Remember the popular view earlier this year? That the emerging market party was over and 2014 would be all about the recovery in the West? The reality has been somewhat different, with recovery in the West disappointingly sluggish.
This year we expect the US economy to grow by only 2.2 percent - no more than the average since 2009. The eurozone has stagnated after growing by just 0.2 percent in the first three months of the year. And while 2014 is likely to be a better year for the global economy than 2013, once again the emerging markets are driving growth.
Transition has been a main theme for 2014, and this still holds true for both China and the United States. China is rebalancing its economy, and the US is normalizing its monetary policy, ending its quantitative easing (QE) program.

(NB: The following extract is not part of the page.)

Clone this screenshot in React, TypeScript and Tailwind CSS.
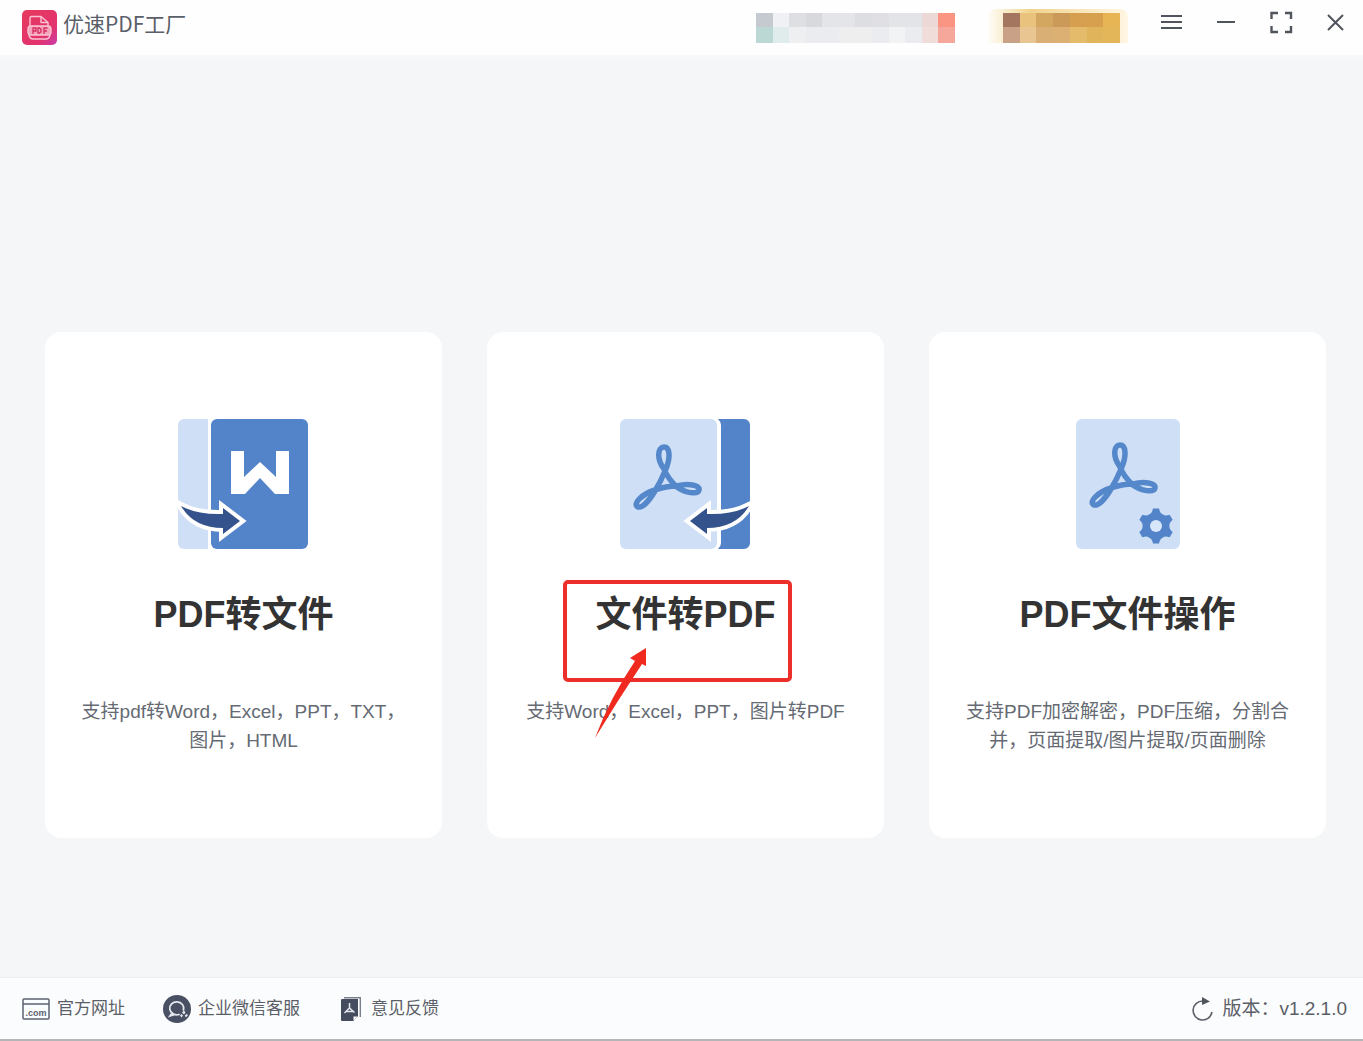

The theme of transition will continue to apply to 2015 and beyond, but next year also looks set to be one of great divergence, with monetary policy in major economies out of sync for the first time in years. The old model of growth, which was dependent on investment and exports, is unlikely to drive China through the next stage of its development from a middle-income to a high-income country. Consumption will have to gain more importance in the economy compared to investment, and the service sector needs boosting relative to construction and manufacturing.

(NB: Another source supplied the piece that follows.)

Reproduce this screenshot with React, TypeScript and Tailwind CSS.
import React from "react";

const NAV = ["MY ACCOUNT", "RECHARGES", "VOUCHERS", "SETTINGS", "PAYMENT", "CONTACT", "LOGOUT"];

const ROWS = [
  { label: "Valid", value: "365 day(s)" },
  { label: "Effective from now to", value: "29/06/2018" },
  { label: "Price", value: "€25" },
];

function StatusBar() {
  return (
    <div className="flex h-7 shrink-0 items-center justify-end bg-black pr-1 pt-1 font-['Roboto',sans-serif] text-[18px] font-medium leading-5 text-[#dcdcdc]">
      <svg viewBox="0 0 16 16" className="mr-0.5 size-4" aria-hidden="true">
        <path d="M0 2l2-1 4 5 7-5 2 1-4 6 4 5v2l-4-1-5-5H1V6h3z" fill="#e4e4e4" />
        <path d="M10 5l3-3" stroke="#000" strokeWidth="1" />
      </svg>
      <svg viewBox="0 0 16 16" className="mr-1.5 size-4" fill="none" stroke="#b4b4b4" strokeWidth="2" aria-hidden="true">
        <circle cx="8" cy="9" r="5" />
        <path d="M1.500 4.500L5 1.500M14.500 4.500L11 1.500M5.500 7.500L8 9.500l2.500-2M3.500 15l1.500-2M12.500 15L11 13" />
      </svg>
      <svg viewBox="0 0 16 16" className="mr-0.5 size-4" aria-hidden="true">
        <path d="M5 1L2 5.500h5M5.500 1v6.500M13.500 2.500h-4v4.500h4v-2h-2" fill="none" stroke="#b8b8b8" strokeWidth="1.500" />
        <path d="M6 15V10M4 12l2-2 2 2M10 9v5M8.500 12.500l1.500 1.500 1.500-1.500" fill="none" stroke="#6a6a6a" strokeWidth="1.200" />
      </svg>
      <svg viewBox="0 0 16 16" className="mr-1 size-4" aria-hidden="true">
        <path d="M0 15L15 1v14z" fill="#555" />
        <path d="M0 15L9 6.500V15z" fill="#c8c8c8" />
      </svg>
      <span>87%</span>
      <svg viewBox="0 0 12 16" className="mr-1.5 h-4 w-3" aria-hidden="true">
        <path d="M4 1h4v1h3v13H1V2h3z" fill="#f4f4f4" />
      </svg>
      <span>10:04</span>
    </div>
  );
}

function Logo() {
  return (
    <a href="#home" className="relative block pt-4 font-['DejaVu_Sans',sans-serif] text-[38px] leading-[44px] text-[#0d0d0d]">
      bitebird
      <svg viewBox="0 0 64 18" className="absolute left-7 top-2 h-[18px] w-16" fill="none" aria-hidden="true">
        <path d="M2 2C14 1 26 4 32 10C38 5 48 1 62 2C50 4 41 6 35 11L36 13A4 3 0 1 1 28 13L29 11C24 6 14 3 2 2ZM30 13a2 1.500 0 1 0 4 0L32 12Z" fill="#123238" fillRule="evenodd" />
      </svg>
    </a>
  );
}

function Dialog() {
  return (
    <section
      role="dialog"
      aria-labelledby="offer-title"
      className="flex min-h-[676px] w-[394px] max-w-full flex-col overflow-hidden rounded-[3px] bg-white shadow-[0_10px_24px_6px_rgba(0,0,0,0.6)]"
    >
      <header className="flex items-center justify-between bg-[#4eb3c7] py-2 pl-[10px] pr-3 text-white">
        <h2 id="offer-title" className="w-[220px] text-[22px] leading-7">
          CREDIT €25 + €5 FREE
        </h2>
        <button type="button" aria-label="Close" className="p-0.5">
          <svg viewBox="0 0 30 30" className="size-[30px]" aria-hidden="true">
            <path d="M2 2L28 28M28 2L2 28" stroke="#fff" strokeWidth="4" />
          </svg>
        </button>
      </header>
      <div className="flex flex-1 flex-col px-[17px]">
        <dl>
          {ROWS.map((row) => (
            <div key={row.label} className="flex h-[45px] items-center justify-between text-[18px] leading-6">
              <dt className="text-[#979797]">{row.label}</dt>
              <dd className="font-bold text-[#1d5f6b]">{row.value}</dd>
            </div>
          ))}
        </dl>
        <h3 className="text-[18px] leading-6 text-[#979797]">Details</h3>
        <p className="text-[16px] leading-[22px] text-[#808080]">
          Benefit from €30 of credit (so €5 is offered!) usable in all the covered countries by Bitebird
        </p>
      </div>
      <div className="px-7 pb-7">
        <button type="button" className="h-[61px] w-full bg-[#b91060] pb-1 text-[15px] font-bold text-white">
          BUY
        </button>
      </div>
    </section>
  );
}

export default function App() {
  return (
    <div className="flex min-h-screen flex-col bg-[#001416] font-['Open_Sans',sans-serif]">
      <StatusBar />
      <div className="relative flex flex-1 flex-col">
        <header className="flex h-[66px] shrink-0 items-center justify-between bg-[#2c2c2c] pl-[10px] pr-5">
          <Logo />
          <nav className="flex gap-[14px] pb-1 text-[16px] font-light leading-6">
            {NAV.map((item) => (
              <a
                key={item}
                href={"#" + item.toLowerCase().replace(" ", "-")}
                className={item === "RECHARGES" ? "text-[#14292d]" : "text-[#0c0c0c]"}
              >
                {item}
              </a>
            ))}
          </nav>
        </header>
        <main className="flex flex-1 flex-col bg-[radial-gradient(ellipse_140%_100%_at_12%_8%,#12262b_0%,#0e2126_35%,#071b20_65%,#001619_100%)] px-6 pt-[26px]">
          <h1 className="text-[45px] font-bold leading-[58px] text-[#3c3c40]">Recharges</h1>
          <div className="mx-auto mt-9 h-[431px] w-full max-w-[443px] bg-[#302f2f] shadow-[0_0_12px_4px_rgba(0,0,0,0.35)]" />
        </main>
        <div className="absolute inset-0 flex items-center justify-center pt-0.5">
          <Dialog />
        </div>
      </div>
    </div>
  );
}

With rebalancing comes a slowdown. And China is slowing. Authorities will be keen to ensure that the economic slowdown remains controlled, especially for the labor market and income growth.
The official Chinese growth target for this year is 7.5 percent. Given the weak performance in the past months, further policy easing will be required to achieve China's growth targets. But if we only focus on headline growth, we could miss China's significant structural progress. In the first half of this year, services accounted for half of China's growth, and disposable household income rose to 61 percent of GDP and should continue to trend higher.